====== Material ======
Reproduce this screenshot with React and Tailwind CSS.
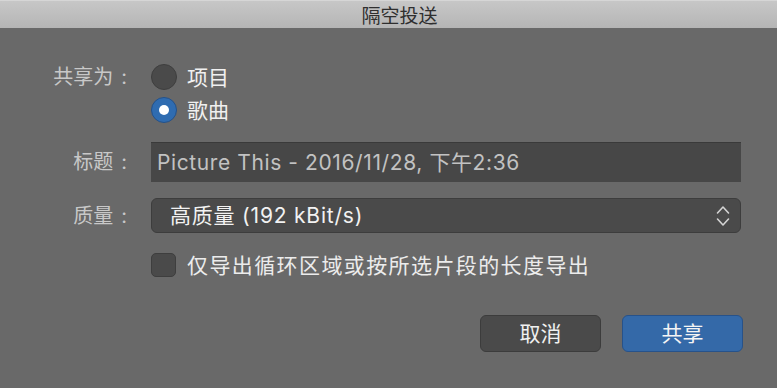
import { useState } from 'react';

const Radio = ({ checked, label, onClick }) => {
    return (
        <div className="flex items-center h-[26px] cursor-default" onClick={onClick}>
            {checked ? (
                <div className="w-[26px] h-[26px] rounded-full bg-[#2f6cb1] border border-[#24518a] flex items-center justify-center">
                    <div className="w-[10px] h-[10px] rounded-full bg-white" />
                </div>
            ) : (
                <div className="w-[26px] h-[26px] rounded-full bg-[#4a4a4a] border border-[#3e3e3e]" />
            )}
            <span className="ml-[10px] text-[21px] leading-none text-[#f0f0f0]">{label}</span>
        </div>
    );
};

// label text with the colon pushed a bit to the right, like the mac dialog
const Label = ({ text, className = '' }) => (
    <div className={`flex items-center justify-end text-[20px] leading-none text-[#c8c8c8] ${className}`}>
        <span>{text}</span>
        <span className="ml-[8px]">:</span>
    </div>
);

const App = () => {
    const [shareAs, setShareAs] = useState('song');
    const [loopOnly, setLoopOnly] = useState(false);

    return (
        <div className="w-[777px] h-[388px] bg-[#696969] flex flex-col font-['Inter','Noto_Sans_CJK_SC',sans-serif] overflow-hidden">
            {/* title bar */}
            <div className="h-[28px] shrink-0 bg-gradient-to-b from-[#c7c7c7] to-[#b5b5b5] border-t border-[#d6d6d6] flex items-center justify-center pl-[22px]">
                <span className="text-[19px] leading-none text-[#2f2f2f] font-['Noto_Sans_CJK_SC',sans-serif]">隔空投送</span>
            </div>

            <div className="grid grid-cols-[127px_1fr] gap-x-[24px] pt-[36px] pr-[36px]">
                {/* share as */}
                <Label text="共享为" className="h-[26px]" />
                <div className="flex flex-col gap-[7px]">
                    <Radio label="项目" checked={shareAs === 'project'} onClick={() => setShareAs('project')} />
                    <Radio label="歌曲" checked={shareAs === 'song'} onClick={() => setShareAs('song')} />
                </div>

                {/* title */}
                <Label text="标题" className="mt-[19px] h-[40px]" />
                <div className="mt-[19px] h-[40px] bg-[#474747] border-t border-[#3a3a3a] flex items-center pl-[6px]">
                    <span className="text-[21px] leading-none tracking-[0.6px] text-[#c2c2c2]">Picture This - 2016/11/28, 下午2:36</span>
                </div>

                {/* quality */}
                <Label text="质量" className="mt-[16px] h-[35px]" />
                <div className="mt-[16px] h-[35px] bg-[#4a4a4a] border border-[#3d3d3d] rounded-[6px] flex items-center justify-between pl-[18px] pr-[10px]">
                    <span className="text-[21px] leading-none tracking-[0.8px] text-[#f2f2f2]">高质量 (192 kBit/s)</span>
                    <svg width="14" height="24" viewBox="0 0 14 24" fill="none" stroke="#d4d4d4" strokeWidth="1.6" strokeLinecap="round" strokeLinejoin="round">
                        <path d="M1.5 9 L7 3 L12.5 9" />
                        <path d="M1.5 15 L7 21 L12.5 15" />
                    </svg>
                </div>

                {/* loop only */}
                <div />
                <div className="mt-[20px] h-[24px] flex items-center cursor-default" onClick={() => setLoopOnly(!loopOnly)}>
                    <div className="w-[25px] h-[24px] rounded-[5px] bg-[#4a4a4a] border border-[#3e3e3e] flex items-center justify-center">
                        {loopOnly ? (
                            <svg width="14" height="14" viewBox="0 0 14 14" fill="none" stroke="#fff" strokeWidth="2">
                                <path d="M2 7 L6 11 L12 3" />
                            </svg>
                        ) : null}
                    </div>
                    <span className="ml-[11px] text-[21px] leading-none tracking-[1.4px] text-[#ececec]">
                        仅导出循环区域或按所选片段的长度导出
                    </span>
                </div>
            </div>

            {/* buttons */}
            <div className="flex justify-end gap-[21px] pr-[34px] mt-[38px]">
                <button className="w-[121px] h-[37px] rounded-[6px] bg-[#4a4a4a] border border-[#3c3c3c] text-[21px] leading-none text-[#f0f0f0]">
                    取消
                </button>
                <button className="w-[121px] h-[37px] rounded-[6px] bg-[#3469a8] border border-[#27528a] text-[21px] leading-none text-[#f4f4f4]">
                    共享
                </button>
            </div>
        </div>
    );
};

export default App;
======
__Required work__: Say how many lines of the data include the word "with". Nothing other than the number should be given.

__Finished task__: 2